> _Short task_:
Pictures don't belong in the copy; print all the records exactly.

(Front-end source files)
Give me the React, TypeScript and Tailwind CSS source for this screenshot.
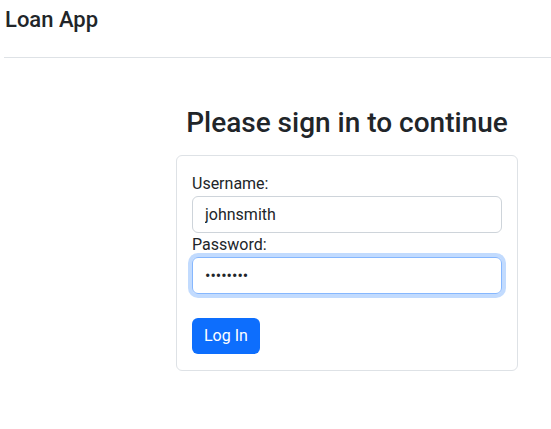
import { useState } from 'react';

export default function App() {
    const [username, setUsername] = useState('johnsmith');
    const [password, setPassword] = useState('password');

    return (
        <div className="min-h-[429px] bg-white text-[#212529] font-['Roboto','Liberation_Sans',sans-serif]">
            <header className="pt-[7px] pl-[5px]">
                <h4 className="text-[22px] leading-[26px] font-medium">Loan App</h4>
            </header>
            <hr className="mt-[24px] ml-[4px] border-t border-[#dee2e6]" />

            <main className="ml-[176px] w-[342px] pt-[48px]">
                <h2 className="text-center text-[28px] leading-[34px] font-medium">Please sign in to continue</h2>

                <div className="mt-[15px] border border-[#dee2e6] rounded-md px-[15px] pt-4 pb-4">
                    <form onSubmit={e => e.preventDefault()} className="flex flex-col">
                        <label htmlFor="username" className="text-base leading-6">Username:</label>
                        <input
                            id="username"
                            type="text"
                            value={username}
                            onChange={e => setUsername(e.target.value)}
                            className="h-[37px] px-3 text-base border border-[#ced4da] rounded-md outline-none text-[#212529]"
                        />
                        <label htmlFor="password" className="text-base leading-6">Password:</label>
                        <input
                            id="password"
                            type="password"
                            value={password}
                            onChange={e => setPassword(e.target.value)}
                            className="h-[37px] px-3 text-base border border-[#86b7fe] rounded-md outline-none shadow-[0_0_0_4px_rgba(13,110,253,0.25)] text-[#212529]"
                        />
                        <div className="mt-6">
                            <button type="submit" className="h-9 px-3 text-base leading-6 text-white bg-[#0d6efd] rounded-md">
                                Log In
                            </button>
                        </div>
                    </form>
                </div>
            </main>
        </div>
    );
}
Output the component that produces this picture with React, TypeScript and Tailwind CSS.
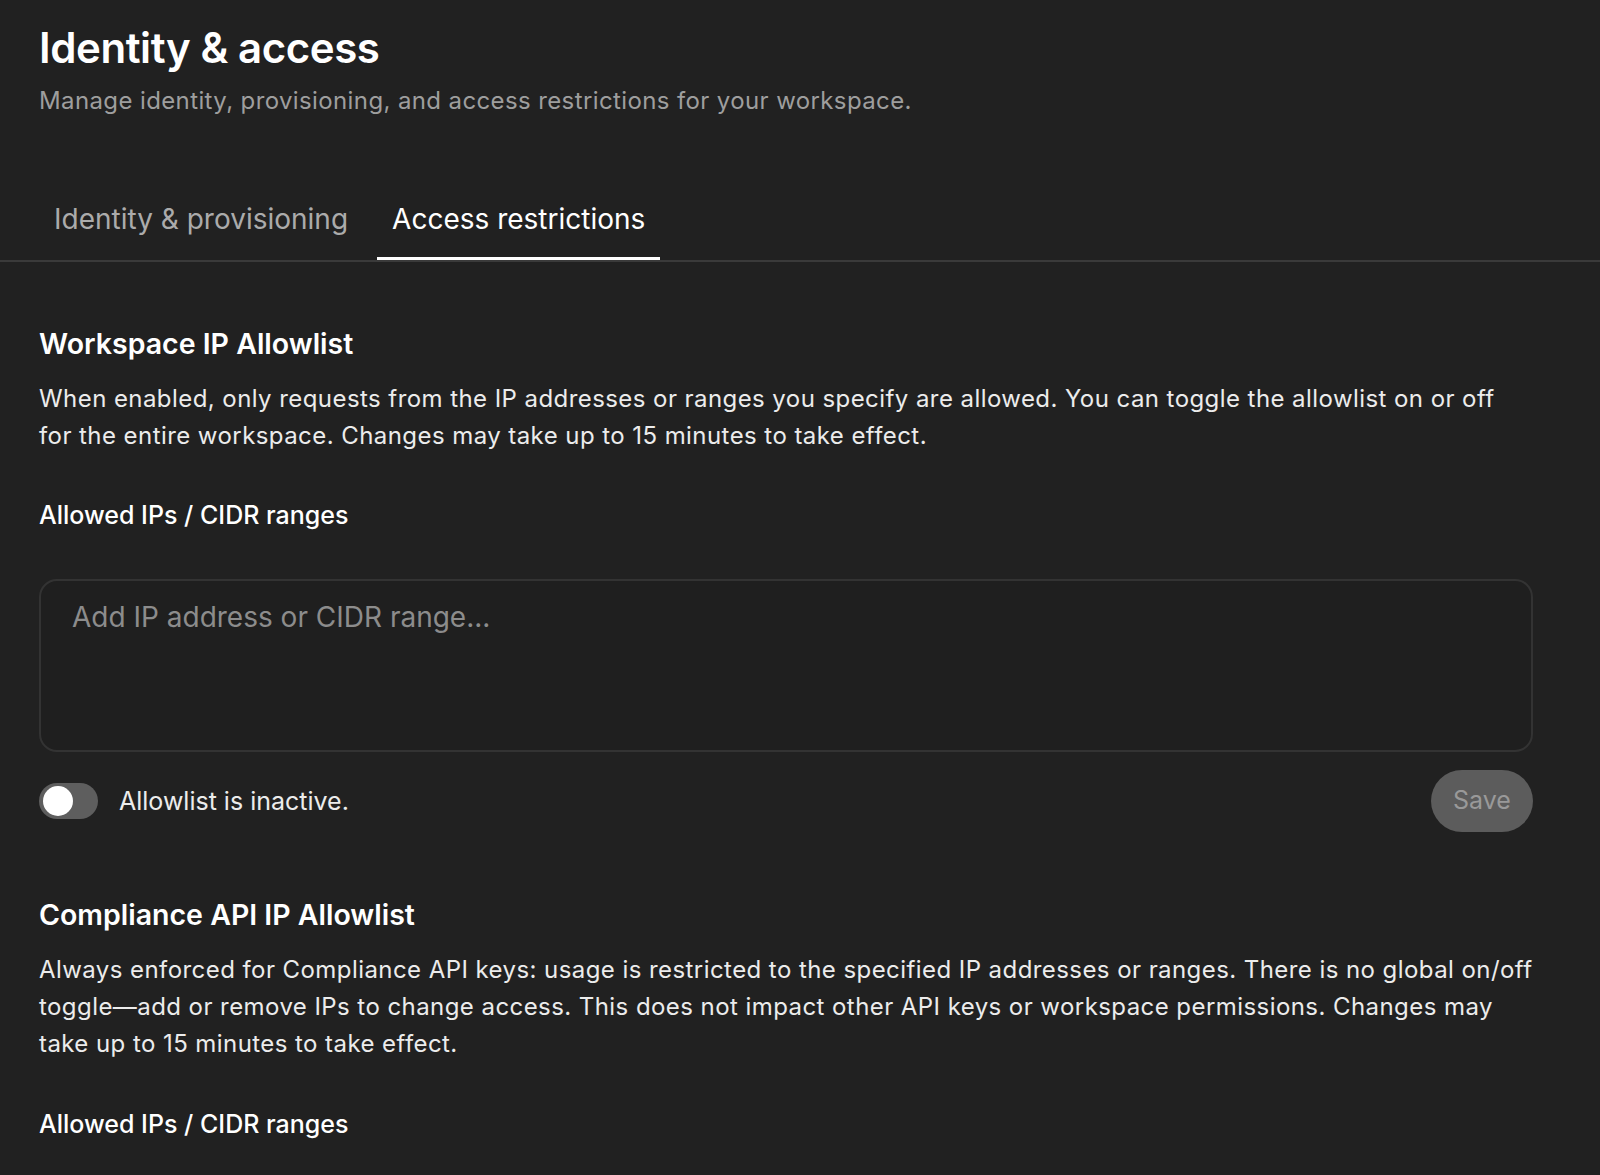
import { useState } from 'react';

const font = { fontFamily: 'Inter, "Noto Sans", "Liberation Sans", sans-serif' };

function Toggle({ on, onChange }: { on: boolean; onChange: (v: boolean) => void }) {
    return (
        <button
            type="button"
            onClick={() => onChange(!on)}
            className={`relative h-[36px] w-[59px] shrink-0 rounded-full transition-colors ${on ? 'bg-[#10a37f]' : 'bg-[#5e5e5e]'}`}
        >
            <span
                className={`absolute top-[3px] h-[30px] w-[30px] rounded-full bg-white transition-all ${on ? 'left-[26px]' : 'left-[4px]'}`}
            />
        </button>
    );
}

// lines are broken where the design breaks them
function Lines({ lines }: { lines: string[] }) {
    return (
        <p className="mt-[19px] text-[24px] leading-[37px] tracking-[0.018em] text-[#ececec]">
            {lines.map((l) => (
                <span key={l} className="block">
                    {l}
                </span>
            ))}
        </p>
    );
}

export default function App() {
    const [tab, setTab] = useState<'identity' | 'access'>('access');
    const [enabled, setEnabled] = useState(false);
    const [ips, setIps] = useState('');

    const tabs = [
        { id: 'identity' as const, label: 'Identity & provisioning' },
        { id: 'access' as const, label: 'Access restrictions' },
    ];

    return (
        <div className="min-h-screen bg-[#212121] text-white" style={font}>
            <div className="pl-[39px] pr-[67px] pt-[22px]">
                <h1 className="text-[42px] font-semibold leading-[52px] tracking-[-0.01em]">Identity &amp; access</h1>
                <p className="mt-[12px] text-[24px] leading-[30px] tracking-[0.016em] text-[#9e9e9e]">
                    Manage identity, provisioning, and access restrictions for your workspace.
                </p>
            </div>

            <div className="mt-[85px] border-b-2 border-[#3a3a3a] pl-[39px]">
                <div className="flex gap-[14px]">
                    {tabs.map((t) => (
                        <button
                            key={t.id}
                            onClick={() => setTab(t.id)}
                            className={`border-b-[3px] px-[15px] pb-[20px] text-[28px] leading-[36px] ${
                                tab === t.id ? 'border-white text-white' : 'border-transparent text-[#ababab]'
                            }`}
                        >
                            {t.label}
                        </button>
                    ))}
                </div>
            </div>

            <div className="pl-[39px] pr-[67px]">
                <section>
                    <h2 className="mt-[65px] text-[28.5px] font-semibold leading-[34px]">Workspace IP Allowlist</h2>
                    <Lines
                        lines={[
                            'When enabled, only requests from the IP addresses or ranges you specify are allowed. You can toggle the allowlist on or off',
                            'for the entire workspace. Changes may take up to 15 minutes to take effect.',
                        ]}
                    />
                    <div className="mt-[45px] text-[25px] font-medium leading-[32px]">Allowed IPs / CIDR ranges</div>
                    <textarea
                        value={ips}
                        onChange={(e) => setIps(e.target.value)}
                        placeholder="Add IP address or CIDR range..."
                        className="mt-[48px] block h-[173px] w-full resize-none rounded-[18px] border-2 border-[#333333] bg-[#1f1f1f] pl-[31px] pr-[31px] pt-[19px] text-[28px] leading-[34px] text-white outline-none placeholder:text-[#8c8c8c]"
                    />
                    <div className="mt-[18px] flex items-center justify-between">
                        <div className="flex items-center gap-[21px]">
                            <Toggle on={enabled} onChange={setEnabled} />
                            <span className="text-[25px] leading-[32px] text-[#ececec]">
                                {enabled ? 'Allowlist is active.' : 'Allowlist is inactive.'}
                            </span>
                        </div>
                        <button
                            disabled={!ips}
                            className="h-[62px] w-[102px] rounded-full bg-[#5c5c5c] text-[25px] text-[#999999]"
                        >
                            Save
                        </button>
                    </div>
                </section>

                <section>
                    <h2 className="mt-[66px] text-[28.5px] font-semibold leading-[34px]">Compliance API IP Allowlist</h2>
                    <Lines
                        lines={[
                            'Always enforced for Compliance API keys: usage is restricted to the specified IP addresses or ranges. There is no global on/off',
                            'toggle—add or remove IPs to change access. This does not impact other API keys or workspace permissions. Changes may',
                            'take up to 15 minutes to take effect.',
                        ]}
                    />
                    <div className="mt-[46px] text-[25px] font-medium leading-[32px]">Allowed IPs / CIDR ranges</div>
                </section>
            </div>
        </div>
    );
}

> _The result_:
Give me the React, TypeScript and Tailwind CSS source for this screenshot.
import { useState } from 'react';

export default function App() {
    const [username, setUsername] = useState('johnsmith');
    const [password, setPassword] = useState('password');

    return (
        <div className="min-h-[429px] bg-white text-[#212529] font-['Roboto','Liberation_Sans',sans-serif]">
            <header className="pt-[7px] pl-[5px]">
                <h4 className="text-[22px] leading-[26px] font-medium">Loan App</h4>
            </header>
            <hr className="mt-[24px] ml-[4px] border-t border-[#dee2e6]" />

            <main className="ml-[176px] w-[342px] pt-[48px]">
                <h2 className="text-center text-[28px] leading-[34px] font-medium">Please sign in to continue</h2>

                <div className="mt-[15px] border border-[#dee2e6] rounded-md px-[15px] pt-4 pb-4">
                    <form onSubmit={e => e.preventDefault()} className="flex flex-col">
                        <label htmlFor="username" className="text-base leading-6">Username:</label>
                        <input
                            id="username"
                            type="text"
                            value={username}
                            onChange={e => setUsername(e.target.value)}
                            className="h-[37px] px-3 text-base border border-[#ced4da] rounded-md outline-none text-[#212529]"
                        />
                        <label htmlFor="password" className="text-base leading-6">Password:</label>
                        <input
                            id="password"
                            type="password"
                            value={password}
                            onChange={e => setPassword(e.target.value)}
                            className="h-[37px] px-3 text-base border border-[#86b7fe] rounded-md outline-none shadow-[0_0_0_4px_rgba(13,110,253,0.25)] text-[#212529]"
                        />
                        <div className="mt-6">
                            <button type="submit" className="h-9 px-3 text-base leading-6 text-white bg-[#0d6efd] rounded-md">
                                Log In
                            </button>
                        </div>
                    </form>
                </div>
            </main>
        </div>
    );
}
Output the component that produces this picture with React, TypeScript and Tailwind CSS.
import { useState } from 'react';

const font = { fontFamily: 'Inter, "Noto Sans", "Liberation Sans", sans-serif' };

function Toggle({ on, onChange }: { on: boolean; onChange: (v: boolean) => void }) {
    return (
        <button
            type="button"
            onClick={() => onChange(!on)}
            className={`relative h-[36px] w-[59px] shrink-0 rounded-full transition-colors ${on ? 'bg-[#10a37f]' : 'bg-[#5e5e5e]'}`}
        >
            <span
                className={`absolute top-[3px] h-[30px] w-[30px] rounded-full bg-white transition-all ${on ? 'left-[26px]' : 'left-[4px]'}`}
            />
        </button>
    );
}

// lines are broken where the design breaks them
function Lines({ lines }: { lines: string[] }) {
    return (
        <p className="mt-[19px] text-[24px] leading-[37px] tracking-[0.018em] text-[#ececec]">
            {lines.map((l) => (
                <span key={l} className="block">
                    {l}
                </span>
            ))}
        </p>
    );
}

export default function App() {
    const [tab, setTab] = useState<'identity' | 'access'>('access');
    const [enabled, setEnabled] = useState(false);
    const [ips, setIps] = useState('');

    const tabs = [
        { id: 'identity' as const, label: 'Identity & provisioning' },
        { id: 'access' as const, label: 'Access restrictions' },
    ];

    return (
        <div className="min-h-screen bg-[#212121] text-white" style={font}>
            <div className="pl-[39px] pr-[67px] pt-[22px]">
                <h1 className="text-[42px] font-semibold leading-[52px] tracking-[-0.01em]">Identity &amp; access</h1>
                <p className="mt-[12px] text-[24px] leading-[30px] tracking-[0.016em] text-[#9e9e9e]">
                    Manage identity, provisioning, and access restrictions for your workspace.
                </p>
            </div>

            <div className="mt-[85px] border-b-2 border-[#3a3a3a] pl-[39px]">
                <div className="flex gap-[14px]">
                    {tabs.map((t) => (
                        <button
                            key={t.id}
                            onClick={() => setTab(t.id)}
                            className={`border-b-[3px] px-[15px] pb-[20px] text-[28px] leading-[36px] ${
                                tab === t.id ? 'border-white text-white' : 'border-transparent text-[#ababab]'
                            }`}
                        >
                            {t.label}
                        </button>
                    ))}
                </div>
            </div>

            <div className="pl-[39px] pr-[67px]">
                <section>
                    <h2 className="mt-[65px] text-[28.5px] font-semibold leading-[34px]">Workspace IP Allowlist</h2>
                    <Lines
                        lines={[
                            'When enabled, only requests from the IP addresses or ranges you specify are allowed. You can toggle the allowlist on or off',
                            'for the entire workspace. Changes may take up to 15 minutes to take effect.',
                        ]}
                    />
                    <div className="mt-[45px] text-[25px] font-medium leading-[32px]">Allowed IPs / CIDR ranges</div>
                    <textarea
                        value={ips}
                        onChange={(e) => setIps(e.target.value)}
                        placeholder="Add IP address or CIDR range..."
                        className="mt-[48px] block h-[173px] w-full resize-none rounded-[18px] border-2 border-[#333333] bg-[#1f1f1f] pl-[31px] pr-[31px] pt-[19px] text-[28px] leading-[34px] text-white outline-none placeholder:text-[#8c8c8c]"
                    />
                    <div className="mt-[18px] flex items-center justify-between">
                        <div className="flex items-center gap-[21px]">
                            <Toggle on={enabled} onChange={setEnabled} />
                            <span className="text-[25px] leading-[32px] text-[#ececec]">
                                {enabled ? 'Allowlist is active.' : 'Allowlist is inactive.'}
                            </span>
                        </div>
                        <button
                            disabled={!ips}
                            className="h-[62px] w-[102px] rounded-full bg-[#5c5c5c] text-[25px] text-[#999999]"
                        >
                            Save
                        </button>
                    </div>
                </section>

                <section>
                    <h2 className="mt-[66px] text-[28.5px] font-semibold leading-[34px]">Compliance API IP Allowlist</h2>
                    <Lines
                        lines={[
                            'Always enforced for Compliance API keys: usage is restricted to the specified IP addresses or ranges. There is no global on/off',
                            'toggle—add or remove IPs to change access. This does not impact other API keys or workspace permissions. Changes may',
                            'take up to 15 minutes to take effect.',
                        ]}
                    />
                    <div className="mt-[46px] text-[25px] font-medium leading-[32px]">Allowed IPs / CIDR ranges</div>
                </section>
            </div>
        </div>
    );
}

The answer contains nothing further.